Carol Siemon’s decision to step down as Ingham County’s prosecuting attorney with two years left on her four-year term in office is a disheartening way to end the year. We would vastly prefer she continue the good work she started when first elected to the post in 2016. But we respect her choice to pursue whatever path is best for her and wish her well.
Throughout her tenure, Siemon has championed reforms that directly address the racial disparities in our criminal justice system. She’s also been one of those public servants who resolutely stand behind their principles and do exactly what they say they are going to do. In a 2021 editorial, we praised Siemon for reminding us that a few carefully considered actions always speak louder than the thousands of empty words uttered by so many of her peers in public service.
Siemon is unapologetic about the changes she drove in the Prosecutor’s Office. She showed boatloads of moxie when she didn’t back down in the face of withering public criticisms from a cadre of out-county law enforcement officials led by Ingham County Sheriff Scott Wriggelsworth, with support from several other local politicians looking to pander to the “tough on crime” crowd.
For her efforts — and her troubles — Siemon was honored in May as Peacemaker of the Year by the Lansing Area Peace Education Center. The group cited her efforts “to bring fairness in charging and sentencing criminal defendants (and) worked to ensure that all members of the community, especially those who are disadvantaged, receive fair justice.” Siemon’s unflagging determination to rebalance the scales of justice in Ingham County will be her legacy.
There was a time when we were a bit chafed by Siemon’s dogged defiance of Michigan’s mandatory life sentence for capital murder. We argued that she was overstepping her bounds and suggested she should instead get together with like-minded prosecutors and advocates around the state to campaign for change. We still think that’s a good idea. In the end, despite our disagreement with some of her policies, Siemon’s integrity, grit and fierce adherence to her core principles won us over.

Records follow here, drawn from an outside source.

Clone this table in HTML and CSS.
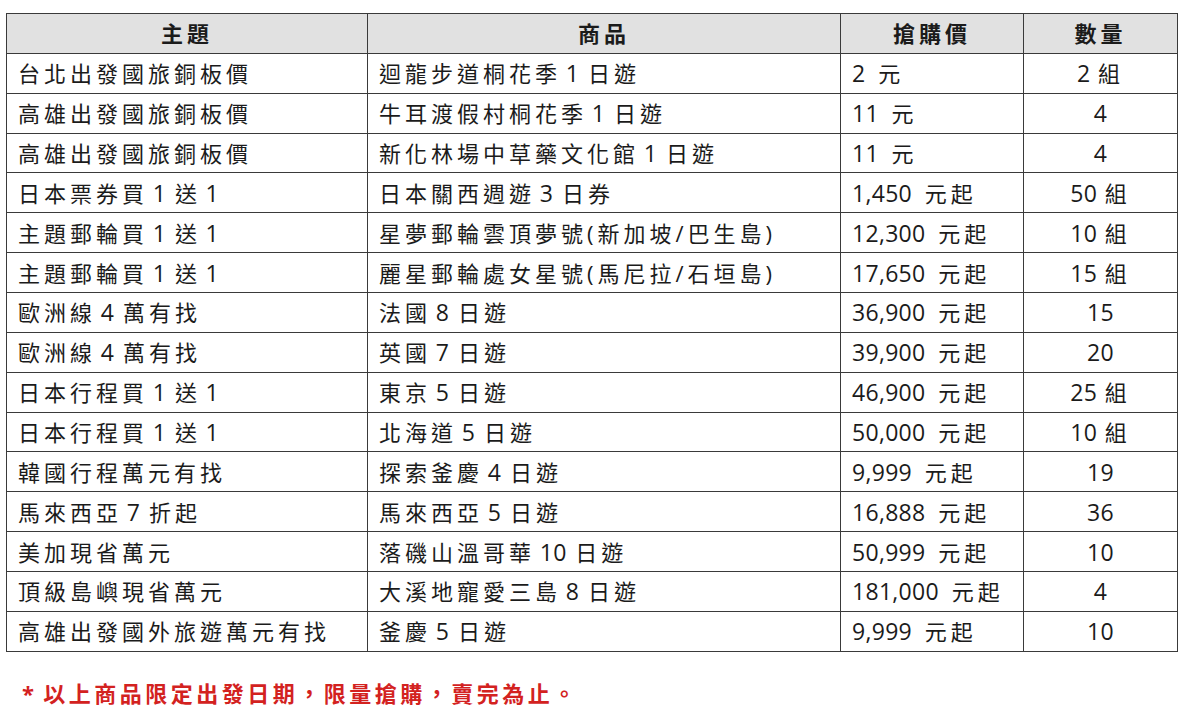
FILE: index.html
```html
<!DOCTYPE html>
<html lang="zh-Hant">
<head>
<meta charset="utf-8">
<title>搶購價</title>
<link rel="stylesheet" href="styles.css">
</head>
<body>
<div class="page">
  <table class="deals">
    <colgroup>
      <col class="c1"><col class="c2"><col class="c3"><col class="c4">
    </colgroup>
    <thead>
      <tr><th>主題</th><th>商品</th><th>搶購價</th><th>數量</th></tr>
    </thead>
    <tbody>
      <tr><td>台北出發國旅銅板價</td><td>迴龍步道桐花季 <span class="n">1</span> 日遊</td><td class="price"><span class="n">2</span> 元</td><td class="qty"><span class="n">2</span> 組</td></tr>
      <tr><td>高雄出發國旅銅板價</td><td>牛耳渡假村桐花季 <span class="n">1</span> 日遊</td><td class="price"><span class="n">11</span> 元</td><td class="qty"><span class="n">4</span></td></tr>
      <tr><td>高雄出發國旅銅板價</td><td>新化林場中草藥文化館 <span class="n">1</span> 日遊</td><td class="price"><span class="n">11</span> 元</td><td class="qty"><span class="n">4</span></td></tr>
      <tr><td>日本票券買 <span class="n">1</span> 送 <span class="n">1</span></td><td>日本關西週遊 <span class="n">3</span> 日券</td><td class="price"><span class="n">1,450</span> 元起</td><td class="qty"><span class="n">50</span> 組</td></tr>
      <tr><td>主題郵輪買 <span class="n">1</span> 送 <span class="n">1</span></td><td>星夢郵輪雲頂夢號(新加坡/巴生島)</td><td class="price"><span class="n">12,300</span> 元起</td><td class="qty"><span class="n">10</span> 組</td></tr>
      <tr><td>主題郵輪買 <span class="n">1</span> 送 <span class="n">1</span></td><td>麗星郵輪處女星號(馬尼拉/石垣島)</td><td class="price"><span class="n">17,650</span> 元起</td><td class="qty"><span class="n">15</span> 組</td></tr>
      <tr><td>歐洲線 <span class="n">4</span> 萬有找</td><td>法國 <span class="n">8</span> 日遊</td><td class="price"><span class="n">36,900</span> 元起</td><td class="qty"><span class="n">15</span></td></tr>
      <tr><td>歐洲線 <span class="n">4</span> 萬有找</td><td>英國 <span class="n">7</span> 日遊</td><td class="price"><span class="n">39,900</span> 元起</td><td class="qty"><span class="n">20</span></td></tr>
      <tr><td>日本行程買 <span class="n">1</span> 送 <span class="n">1</span></td><td>東京 <span class="n">5</span> 日遊</td><td class="price"><span class="n">46,900</span> 元起</td><td class="qty"><span class="n">25</span> 組</td></tr>
      <tr><td>日本行程買 <span class="n">1</span> 送 <span class="n">1</span></td><td>北海道 <span class="n">5</span> 日遊</td><td class="price"><span class="n">50,000</span> 元起</td><td class="qty"><span class="n">10</span> 組</td></tr>
      <tr><td>韓國行程萬元有找</td><td>探索釜慶 <span class="n">4</span> 日遊</td><td class="price"><span class="n">9,999</span> 元起</td><td class="qty"><span class="n">19</span></td></tr>
      <tr><td>馬來西亞 <span class="n">7</span> 折起</td><td>馬來西亞 <span class="n">5</span> 日遊</td><td class="price"><span class="n">16,888</span> 元起</td><td class="qty"><span class="n">36</span></td></tr>
      <tr><td>美加現省萬元</td><td>落磯山溫哥華 <span class="n">10</span> 日遊</td><td class="price"><span class="n">50,999</span> 元起</td><td class="qty"><span class="n">10</span></td></tr>
      <tr><td>頂級島嶼現省萬元</td><td>大溪地寵愛三島 <span class="n">8</span> 日遊</td><td class="price"><span class="n">181,000</span> 元起</td><td class="qty"><span class="n">4</span></td></tr>
      <tr><td>高雄出發國外旅遊萬元有找</td><td>釜慶 <span class="n">5</span> 日遊</td><td class="price"><span class="n">9,999</span> 元起</td><td class="qty"><span class="n">10</span></td></tr>
    </tbody>
  </table>
  <p class="note"><span class="star">*</span> 以上商品限定出發日期，限量搶購，賣完為止。</p>
</div>
</body>
</html>
```
FILE: styles.css
```css
html, body {
  margin: 0;
  padding: 0;
  background: #ffffff;
}

.page {
  padding: 13px 0 0 6px;
  font-family: "Open Sans", "Noto Sans CJK TC", sans-serif;
  color: #1b1b1b;
}

.deals {
  border-collapse: collapse;
  table-layout: fixed;
  width: 1171px;
  border: 1px solid #3a3a3a;
}

.c1 { width: 361px; }
.c2 { width: 473px; }
.c3 { width: 183px; }
.c4 { width: 154px; }

.deals th,
.deals td {
  border: 1px solid #3a3a3a;
  height: 38.87px;
  padding: 0 11px;
  font-size: 22px;
  line-height: 26px;
  letter-spacing: 4px;
  word-spacing: -3px;
  text-align: left;
  vertical-align: middle;
  white-space: nowrap;
}

.deals th {
  background: #e1e1e1;
  font-weight: 700;
  text-align: center;
  letter-spacing: 4px;
  word-spacing: 0;
}

.deals td.price {
  word-spacing: 3px;
}

.deals td.qty {
  text-align: center;
  word-spacing: -2px;
}

.n {
  font-size: 23px;
  letter-spacing: 0.3px;
  margin: 0 2px 0 -2px;
}

.deals td.price .n,
.deals td.qty .n {
  margin: 0;
}

.note {
  margin: 27px 0 0 16px;
  font-size: 22px;
  line-height: 28px;
  font-weight: 700;
  letter-spacing: 3.5px;
  word-spacing: 0;
  color: #d3221f;
}

.note .star {
  letter-spacing: 0;
}
```
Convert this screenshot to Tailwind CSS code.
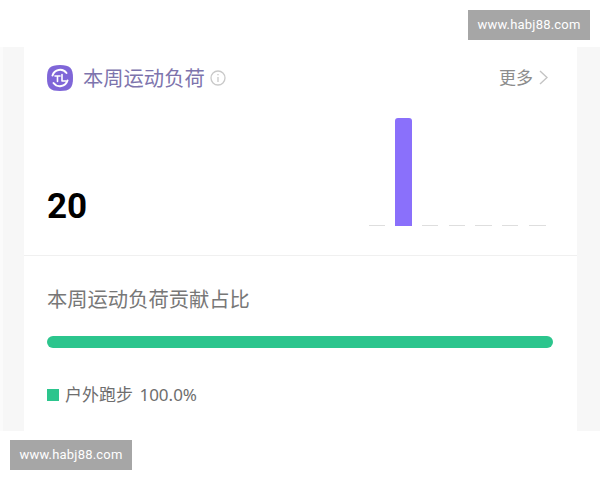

Her unexpected resignation means a new prosecutor will be named to replace her through next year and the post will be on the November 2023 ballot to elect someone to serve out the remaining year of her term.
Who replaces her till the election will be up to the judges in the 30th District Circuit Court, including Rosemarie Aquilina. Judge Aquilina is one of the public officials who repeatedly chastised Siemon for her tendency to seek lighter punishments for certain criminal defendants. We were disappointed by Aquilina’s harsh public commentary mostly because it was aimed at another strong, progressive woman — the first elected female Ingham County prosecutor — a colleague and peer who, like the judge, has worked hard to bring fairness, justice and equity to our criminal justice system and to ensure that victims are heard.
Given her strong advocacy for empowering other women, it seems just a bit out of character for Aquilina and makes us wonder if the judge’s strong words are part of a broader agenda. Coupled with her slightly bizarre publicity stunt offering to serve as the next president of Michigan State University — a job for which she has no readily apparent qualifications — we think Aquilina’s public relations machine may be ramping up for something bigger, perhaps a run for elected office or a national TV talk show.
And, we would be remiss to ignore the whiff of hypocrisy in Aquilina attacking another pubic official for overstepping her legal bounds, given the criticisms leveled against the judge for her extrajudicial comments from the bench during the sentencing of notorious sex offender Larry Nassar. Many cheered her “death sentence” statement — surely it was healing to Nassar’s victims to hear those words out loud — but it came at the risk of giving Nassar an issue to appeal his conviction.
In any case, we hope Aquilina will rediscover her judicial temperament and consider the full scope of the prosecutor’s responsibilities during the process of selecting Siemon’s successor. While we believe the next county prosecutor should be a strong, progressive advocate for victim’s rights and ensuring that survivors are heard, they also need to possess the requisite qualifications for the job. Aquilina’s role in the selection process is to consider the best interests of the people of Ingham County and choose a candidate with the experience to sustain the operational needs of the office. We hope she doesn’t use it as a platform to advance her political or professional aspirations, whatever they may be.
Siemon faithfully did her part to bend the arc of history toward justice. For that, and despite our disagreements, we will always consider her tenure a success and hope her replacement carries forward her relentless commitment to solving the still persistent inequities baked into our criminal justice system.